Musings On Article Citing Americans Hating Their Jobs

MSNBC had an interesting article last month which cited that American job satisfaction hit new lows, especially for younger workers. Although it is hard to make inferences from articles like these for a number of reasons, the following items struck me as key issues in many of the work environments that I have been in (whether corporate, consulting, or client):

The thing that bugged most workers the most about their jobs were bonus plans and promotion policies. Workload and potential for growth were rated poorly also.

On the item about bonus plans, I would venture to guess that a large portion of the time dissatisfaction arises (excepting sales positions) because one feels that they cannot control their own future. If you subscribe to that point of view on the bonus front then that may beg the issue about whether bonus plans may be overengineered in many cases. Why should companies design complex plans if people feel they cannot influence them? Is it mostly related to fairness and good company hygiene considerations?
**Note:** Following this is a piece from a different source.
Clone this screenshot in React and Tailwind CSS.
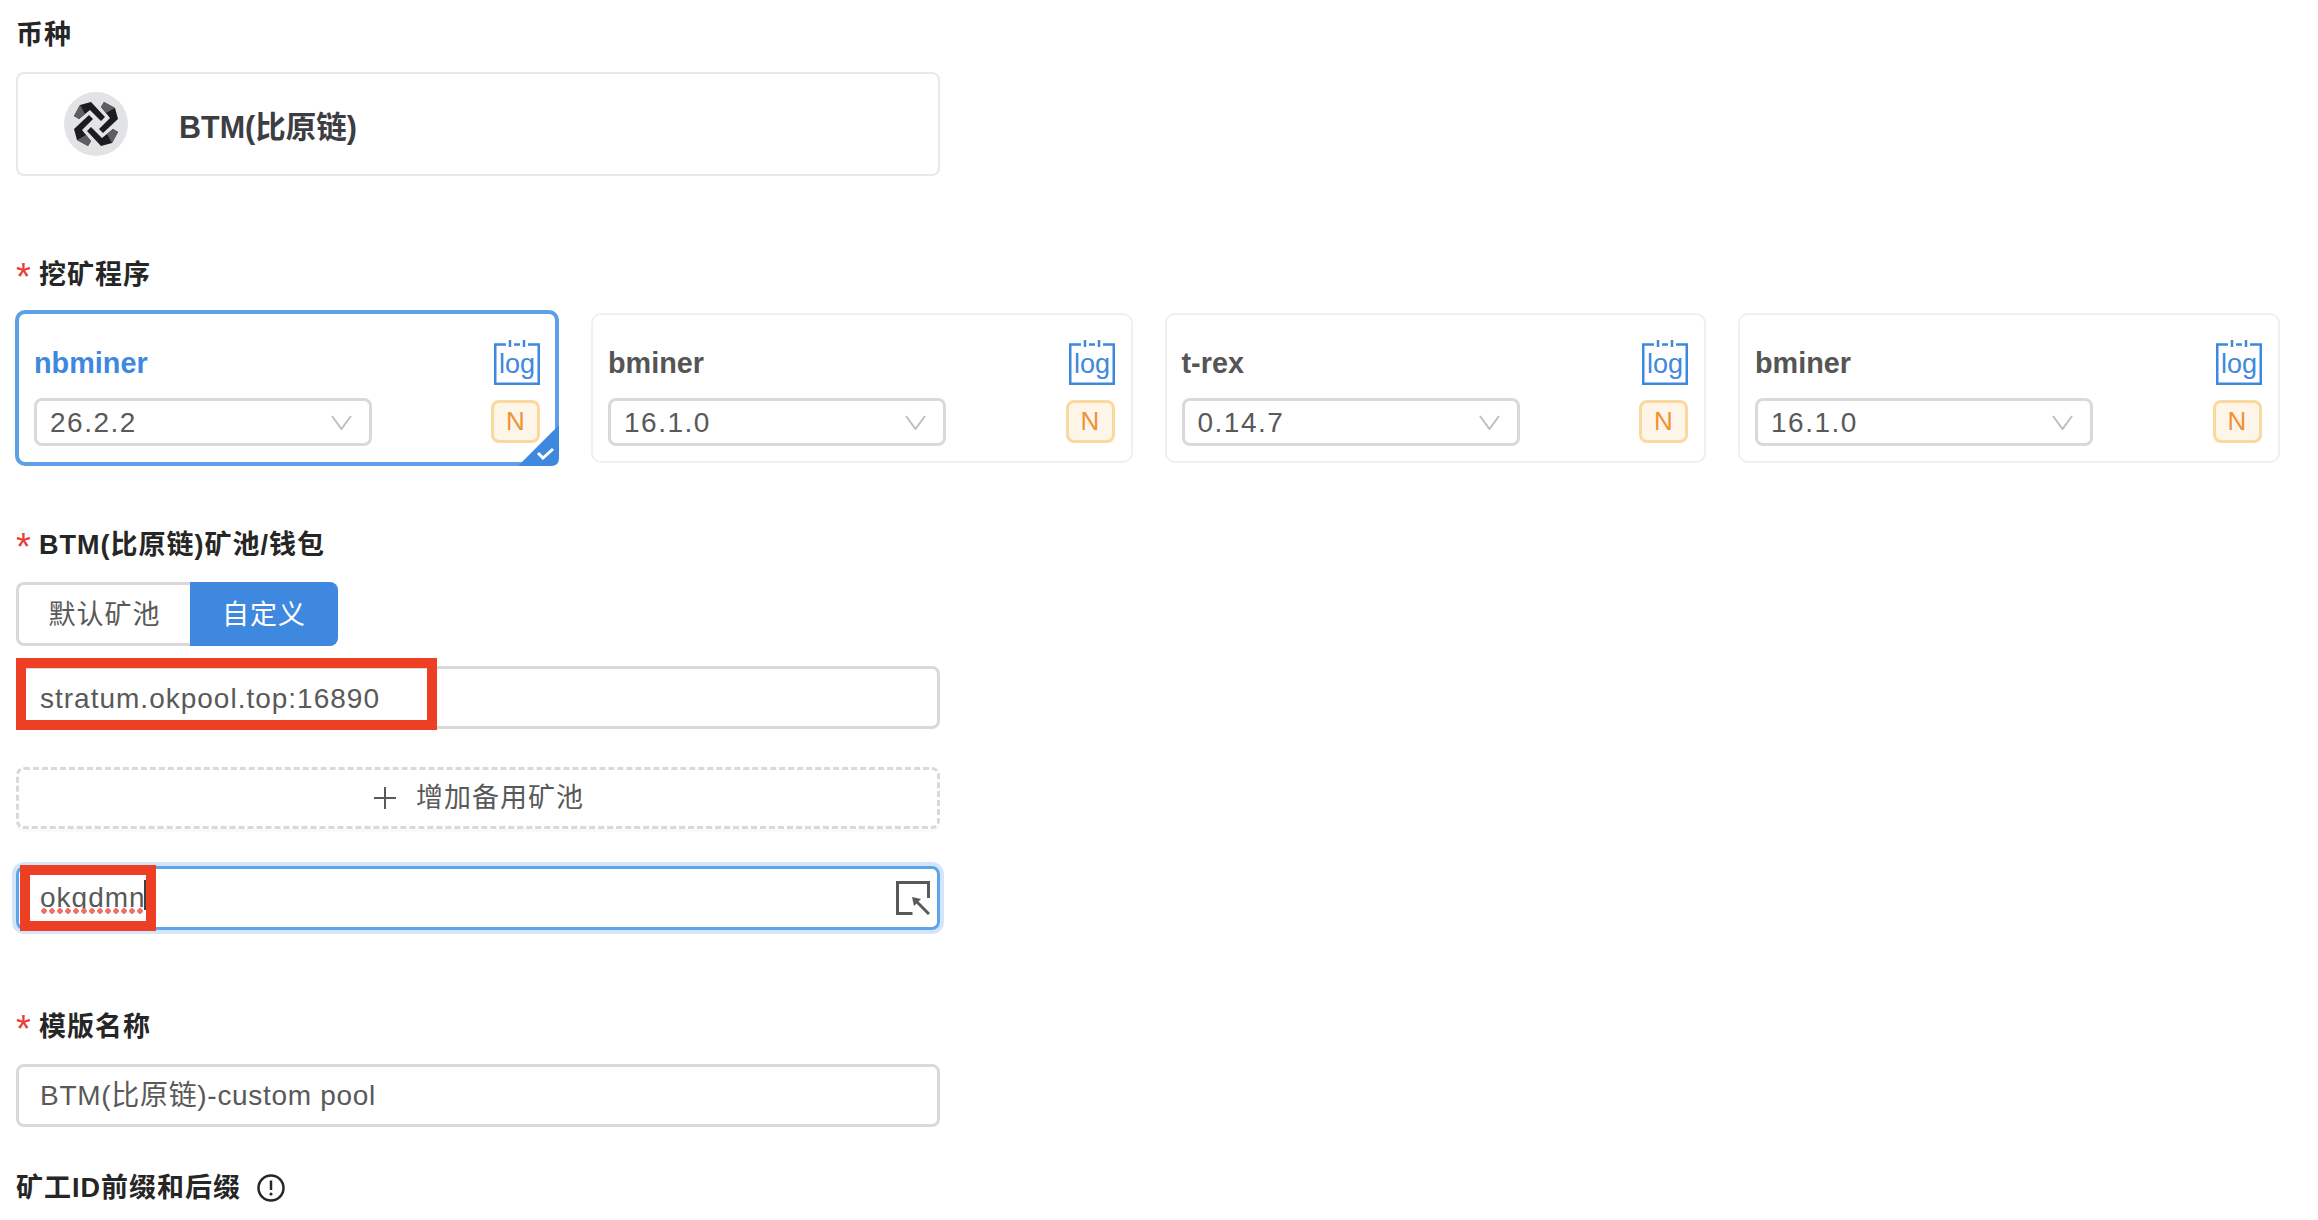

On dissatisfaction with potential for growth on the job, while the nature of the work, company, and industry certainly play a role in what might be available to employees, growth potential seems to me to be more controllable by an employee's direct manager. Things like job rotations, temporary delegation of management responsibilty, lunch-and-learn sessions, mentorship, more employee-manager communication, and simple job recognition can go a long way. Maybe I oversimpify, but it's too bad that Americans are rating work environments poorly here.

So the message is that we've hit a new, all-time low. Maybe each of us can find a little something that we can do about it.